Women in Sarah Joseph’s fiction are often burdened by patriarchy, religion, domestic confinement, caste oppression, and emotional loneliness. Yet they are never passive victims. They think, resist, desire, remember, and rebel.
This shift was revolutionary.
Malayalam literature had produced remarkable women characters before, but Sarah Joseph altered narrative perspective itself. She brought the female body, female rage, female spirituality, and female memory into the center of literary discourse.
Her fiction interrogated motherhood without romanticizing it. It explored sexuality without moral simplification. It exposed violence hidden inside ordinary domestic life.
Critics and scholars frequently observed that her narratives challenged masculine literary conventions not merely through subject matter, but through emotional texture and language itself.
The World of Aalahayude Penmakkal
Among Sarah Joseph’s many works, Aalahayude Penmakkal remains her defining literary landmark.
The novel is not simply a social narrative. It is an entire emotional universe populated by marginalized people, especially women and children living on the edges of society and religion. Through deeply layered storytelling, Sarah Joseph explored poverty, spirituality, femininity, and exclusion with extraordinary compassion.
The theological dimension of the novel was especially significant. By placing marginalized lives within spiritual imagination, she challenged both social hierarchy and institutional religion.
The book transformed Malayalam literary discourse.
It won the Kerala Sahitya Akademi Award, the Kendra Sahitya Akademi Award, the Vayalar Award, and the Cherukad Award, cementing her position as one of India’s major literary voices.

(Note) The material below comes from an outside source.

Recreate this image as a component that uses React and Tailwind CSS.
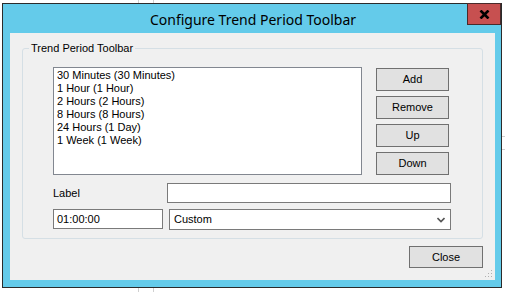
import React from 'react';

const items = [
  '30 Minutes (30 Minutes)',
  '1 Hour (1 Hour)',
  '2 Hours (2 Hours)',
  '8 Hours (8 Hours)',
  '24 Hours (1 Day)',
  '1 Week (1 Week)',
];

const Btn = ({ children, className = '' }) => (
  <button
    className={`flex items-center justify-center border border-[#707070] bg-[#e1e1e1] text-[11px] font-normal text-black ${className}`}
  >
    {children}
  </button>
);

const App = () => {
  return (
    <div
      className="relative w-[505px] h-[292px] overflow-hidden bg-white"
      style={{ fontFamily: '"Liberation Sans", Arial, sans-serif' }}
    >
      {/* desktop behind the dialog */}
      <div className="absolute left-[138px] top-0 h-full w-px bg-[#d0d0d0]" />
      <div className="absolute left-[153px] top-0 h-full w-px bg-[#d0d0d0]" />
      <div className="absolute left-[500px] top-[136px] h-px w-[10px] bg-[#d0d0d0]" />
      <div className="absolute left-[500px] top-[149px] h-px w-[10px] bg-[#d0d0d0]" />

      {/* dialog window */}
      <div className="absolute left-[2px] top-[3px] w-[500px] h-[285px] border border-[#2b2b2b] bg-[#64cbea] flex flex-col pl-[7px] pr-[6px] pb-[7px]">
        <div className="relative h-[29px] shrink-0 flex items-center justify-center">
          <span
            className="text-[14px] text-black pt-[1px] pl-[1px]"
            style={{ fontFamily: '"Noto Sans", "Open Sans", sans-serif' }}
          >
            Configure Trend Period Toolbar
          </span>
          <div className="absolute right-[-6px] top-[-1px] w-[34px] h-[22px] bg-[#c75050] border border-[#4a2a2a] flex items-center justify-center">
            <svg width="11" height="9" viewBox="0 0 11 9">
              <path d="M1.5 0.5 L9.5 8.5 M9.5 0.5 L1.5 8.5" stroke="#000" strokeWidth="2.6" />
            </svg>
          </div>
        </div>

        <div className="relative flex-1 bg-[#f0f0f0] flex flex-col">
          {/* group box */}
          <div className="relative ml-[12px] mt-[15px] w-[461px] h-[191px] border border-[#d5dfe5] rounded-[3px] pl-[30px] pt-[18px]">
            <span className="absolute left-[6px] top-[-8px] px-[2px] bg-[#f0f0f0] text-[11px] leading-[14px] text-black">
              Trend Period Toolbar
            </span>

            <div className="flex">
              <div className="w-[309px] h-[108px] border border-[#828790] bg-white pl-[3px] pt-[1px] text-[11px] leading-[13px] text-black">
                {items.map((t) => (
                  <div key={t}>{t}</div>
                ))}
              </div>
              <div className="ml-[14px] mt-[1px] flex flex-col gap-[5px]">
                <Btn className="w-[73px] h-[23px]">Add</Btn>
                <Btn className="w-[73px] h-[23px]">Remove</Btn>
                <Btn className="w-[73px] h-[23px]">Up</Btn>
                <Btn className="w-[73px] h-[23px]">Down</Btn>
              </div>
            </div>

            <div className="mt-[8px] flex items-center">
              <span className="w-[114px] text-[11px] text-black">Label</span>
              <div className="w-[284px] h-[20px] border border-[#7a7a7a] bg-white" />
            </div>

            <div className="mt-[6px] flex">
              <div className="w-[110px] h-[20px] border border-[#7a7a7a] bg-white flex items-center pl-[3px] text-[11px] text-black">
                01:00:00
              </div>
              <div className="ml-[6px] w-[282px] h-[21px] border border-[#7a7a7a] bg-white flex items-center justify-between pl-[4px] pr-[5px] text-[11px] text-black">
                <span>Custom</span>
                <svg width="8" height="6" viewBox="0 0 8 6">
                  <path d="M0.5 1 L4 4.5 L7.5 1" stroke="#555" strokeWidth="1.6" fill="none" />
                </svg>
              </div>
            </div>
          </div>

          <div className="mt-[7px] flex justify-end pr-[12px]">
            <Btn className="w-[74px] h-[22px]">Close</Btn>
          </div>

          {/* size grip */}
          <svg className="absolute right-[2px] bottom-[2px]" width="8" height="8" viewBox="0 0 8 8">
            <rect x="6" y="0" width="1" height="1" fill="#b0b0b0" />
            <rect x="3" y="3" width="1" height="1" fill="#b0b0b0" />
            <rect x="6" y="3" width="1" height="1" fill="#b0b0b0" />
            <rect x="0" y="6" width="1" height="1" fill="#b0b0b0" />
            <rect x="3" y="6" width="1" height="1" fill="#b0b0b0" />
            <rect x="6" y="6" width="1" height="1" fill="#b0b0b0" />
          </svg>
        </div>
      </div>
    </div>
  );
};

export default App;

Yet awards alone do not explain the impact of Aalahayude Penmakkal. Readers connected with the emotional honesty of the work. It carried both poetic beauty and social anger.
Stories of Women, Violence, and Survival
Sarah Joseph’s literary universe extends far beyond a single novel.
Works like Othappu explored religious identity, female autonomy, and moral exile. The English translation, Othappu: The Scent of the Other Side, introduced international audiences to her deeply introspective storytelling.
Maattaathi examined social alienation and female experience through symbolic and emotionally intense prose. Papathara, one of her most discussed short story collections, explored the hidden wounds carried by women inside ordinary social structures.
Her short stories such as Raktachandran, Dukhavelli, Pathalappadikal, and Prakasiniyude Makkal often moved between realism and allegory. Violence in her fiction is rarely loud. It exists quietly inside language, memory, family structures, and social expectations.
Sarah Joseph also reimagined mythology itself. Her Ramayana Kathakal revisited epic narratives through women’s perspectives, questioning inherited moral frameworks and patriarchal storytelling traditions.
Literature as Activism
For Sarah Joseph, writing and activism were never separate worlds.
In the 1980s, while teaching at Sanskrit College, Pattambi, she founded the feminist collective Manushi. Kerala was then witnessing increasing public discussions around dowry deaths, sexual violence, trafficking, and women’s rights.
Manushi became an important voice within those struggles.
Sarah Joseph participated actively in protests and public movements against violence toward women. She helped shape feminist discourse in Kerala at a time when feminism itself was often misunderstood or dismissed.
Her activism gave moral urgency to her literature. And her literature gave emotional depth to activism.
This reciprocal relationship remains central to understanding her work.
Politics, Protest, and Public Intellectualism
In 2014, Sarah Joseph joined the Aam Aadmi Party and contested the Lok Sabha election from Thrissur constituency.
The move surprised many literary admirers, but it also reflected a long tradition of Indian writers entering political spaces when public ethics seemed threatened. Though she lost the election, her participation demonstrated her willingness to move beyond symbolic commentary into active democratic engagement.
A year later, in 2015, she returned her Sahitya Akademi Award during nationwide protests by writers against rising intolerance, mob violence, and the murders of rationalists and intellectuals.
Her statement during the protest reflected both fear and moral urgency.
For Sarah Joseph, silence itself had become political.
The Texture of Her Writing
Sarah Joseph’s prose carries unusual emotional rhythm.
Her writing frequently blends spirituality with rebellion, tenderness with fury, realism with symbolism. Kerala’s oral traditions, women’s speech patterns, domestic spaces, and regional memory all flow through her language.
Her female characters are rarely simplified into symbols of victimhood or heroism. They are contradictory, wounded, desiring, confused, resilient, and profoundly human.
In this sense, Sarah Joseph transformed Malayalam prose itself.
Writers across generations, especially women, inherited a literary space widened by her courage. Her influence can be felt in contemporary feminist writing across Kerala and beyond.
The Continuing Relevance
Today, in an India still debating gender, religion, freedom, and violence, Sarah Joseph remains deeply relevant.
Her fiction anticipated conversations that society continues to struggle with, women’s bodily autonomy, institutional power, religious morality, social exclusion, and the emotional cost of patriarchy.
But perhaps her greatest achievement lies elsewhere.
She taught Malayalam literature how to listen differently.
To listen to silences inside households. To women erased by history. To pain hidden beneath respectability. To rebellion emerging quietly from ordinary lives.
And in doing so, Sarah Joseph became more than a novelist or activist. She became a moral and literary conscience for generations of readers.
Long after political slogans fade and literary trends disappear, her words continue to endure because they carry something rare, an outstanding combination of artistic beauty, emotional truth, and fearless social witness.